Those of us who sail catamarans tend to hold a prejudicial belief that “two hulls (like two heads) are better than one”. Apparently, Burt Rutan and the Scaled Composites team think so as well.
But when Space Ship Two / White Knight Two made its debut appearance this week, there was something even more enticing about it. Like the wind driving Humanity’s future in space was about to shift. We began to see how the rest of us might tack our way into the black sky for more than just 6 or 7 minutes of floating fun.
And, for some of my aeronautically knowledgeable friends, it was deja vu all over again. Like: “where have we seen this before?” It was downright ghostly:
Take a look at this design – circa 1979 or so – from the Russian Myasishchev Design Bureau as modeled by aerospace scholar Alex Panchenko:

It’s an extreme makeover of the Russian Air Force’s 3M bomber (aka the “Bison”) which had been in service since 1955. [Anyone who knows more about this, please reply with comments: below.] The plan was to drop a rocket-boosted vehicle, “X-15 style”, in the upper atmosphere - at subsonic but significant velocity - which would then light its candle and transit out of the atmosphere. In other words, a Virgin Galactic lift ticket.

Here’s another amazing Panchenko model-photo of the Bison space-launcher beast. It was called the 3M-2 concept. Bison bombers were made-over pretty often in that period. One of them even got puffed up (Super-Guppy style) to carry large parts for the Soviet Buran space shuttle and its Energia booster.
Apparently, the 3M-2 was to have had multiple permutations for various roles: It would have made a dandy crew delivery vehicle. Yes, also a handy satellite killer. And ambitious commanders, no doubt, dreamed of delivering squads of elite Soviet troops anywhere on Earth in a couple of hours (even as our USMC’s SUSTAIN program concept seeks to do in the coming years).

Alex Panchenko’s photos are postcards from the future as well as the past. Please remember, the first word in Scaled Composites is “scaled”. The rampant speculation, of course, is that Rutan has sold Sir Richard’s team on the idea that Scaled’s Level Two design will easily and inexpensively scale to an orbital Level Three configuration.
No surprise: that’s precisely the mission for which the Myasishchev group was designing the 3M-2 back in the late 1970s / early 1980’s.

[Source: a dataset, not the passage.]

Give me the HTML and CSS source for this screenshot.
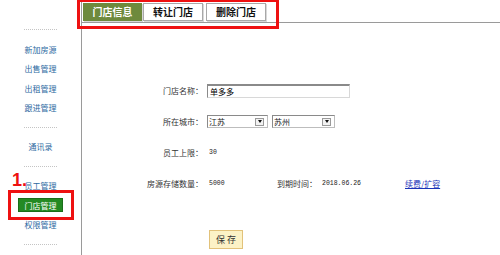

Composer Igor Stravinsky (stealing from artist Pablo Picasso) supposedly once said: “the merely good composer borrows; the great composer steals!” Aerodynamic artist Burt Rutan would likely agree. His Space Ship Three / White Knight Three design, in Virgin livery colors, may just steal the entire orbital people-mover market by dropping the price to levels mere mortals can maybe afford.
So perhaps we’ll be sailing - sooner rather than later - into the space industrial revolution on twin keels.
“Ready about!?”














January 27th, 2008 at 10:07 am
You might want to look at the “He 111Z” aircraft from Germany in World War II. They took 2 He 111’s and joined them together in a similar fashion to create a single plane that was large enough to pull their giant assault gliders. the center wing was fitted with 1 or 3 engines, depending on the situation, and they looked at also using it to carry “monster bombs” and rockets between the fuselages. Very similar. Maybe this is where the Russians got their inspriation?
January 28th, 2008 at 8:32 am
Well, there have been a number of Russian concepts based on a TSTO strategy, whereas the first stage is airbreathing (look at the older MAKS and Tu-160 + Burlak concepts, for instance).
To assume the idea was ’stolen’ precisely from the Myasischev bureau is restrictive…
There have been also US-born concepts of the same sort, but they were/are classified.
Concepts based on TSTO and where the first stage is driven by airbreathing engines have been discussed at many IAC Congresses; it is intuitive that to save on launcher costs you may want to use airbreathing propulsion in some form, be that SCRJ, RJ or GT.
So Rutan may have invented the wheel again, for all we know, but quite independently and certainly not yet to insert crewed payload into orbit.
January 28th, 2008 at 2:16 pm
In the near term, TSTO is the way to go, if we are planning to make it to orbit using airlaunch. Now add a LEO transit lounge/hotel to the Myasishchev/Rutan architecture and voila !, we have the next dimension in rapid, commercial aviation !…and very timely too given the humming antipodal economies.
January 29th, 2008 at 5:01 pm
There’s even more history in the configuration of SS1 and SS22 itself. Dean R Chapman wrote a NACA Technical Paper 4276 that described a reentry via shuttlecock configuration that either ejected or reconfigured for a glide back. (http://ntrs.nasa.gov/archive/nasa/casi.ntrs.nasa.gov/19930085059_1993085059.pdf). Everything Rutan needed to size the vehicle for his mission can be found in that technical report. I suspect that he didn’t “invent the wheel again”, but rather he took the approach of using old technology to solve a new problem. It’s ws what any good engineer would and should do.